The problem is that since traffic doesn't stop for a roundabout, blind or wheelchair-using pedestrians have a hard time finding a gap in which to cross. The county settled, agreeing to try out red lights that pedestrians can use to make roundabout traffic come to a halt.
Like, full stop? The thing roundabouts are meant to avoid? Yes, says Craig Bryson, the road commission's spokesman. Engineers haven't yet figured out where to put the lights - too close to the ring itself, and traffic jams ensue.
Bryson points out the light would halt traffic only when a pedestrian pushes the button.
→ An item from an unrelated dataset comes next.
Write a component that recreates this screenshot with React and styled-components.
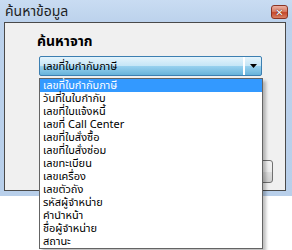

Though that sounds like a recipe for fun if any local 14-year-olds get bored or if, say, some Pedestrian Liberation Front tries a little anti-car direct action in the 'burbs, along the lines of those traffic jamming mass rides by militant bicyclists.
Engineers have been looking at the issue already at roundabouts in Colorado and North Carolina.
"This is not just going to happen in Oakland County, but throughout the country," declared triumphant attorney Richard Bernstein last March.
I wish I could think he was wrong, but he's probably not. One little detail changed, and our new highway fashion may suddenly grow more sclerotic. Maybe those people uneasy about roundabouts are onto something.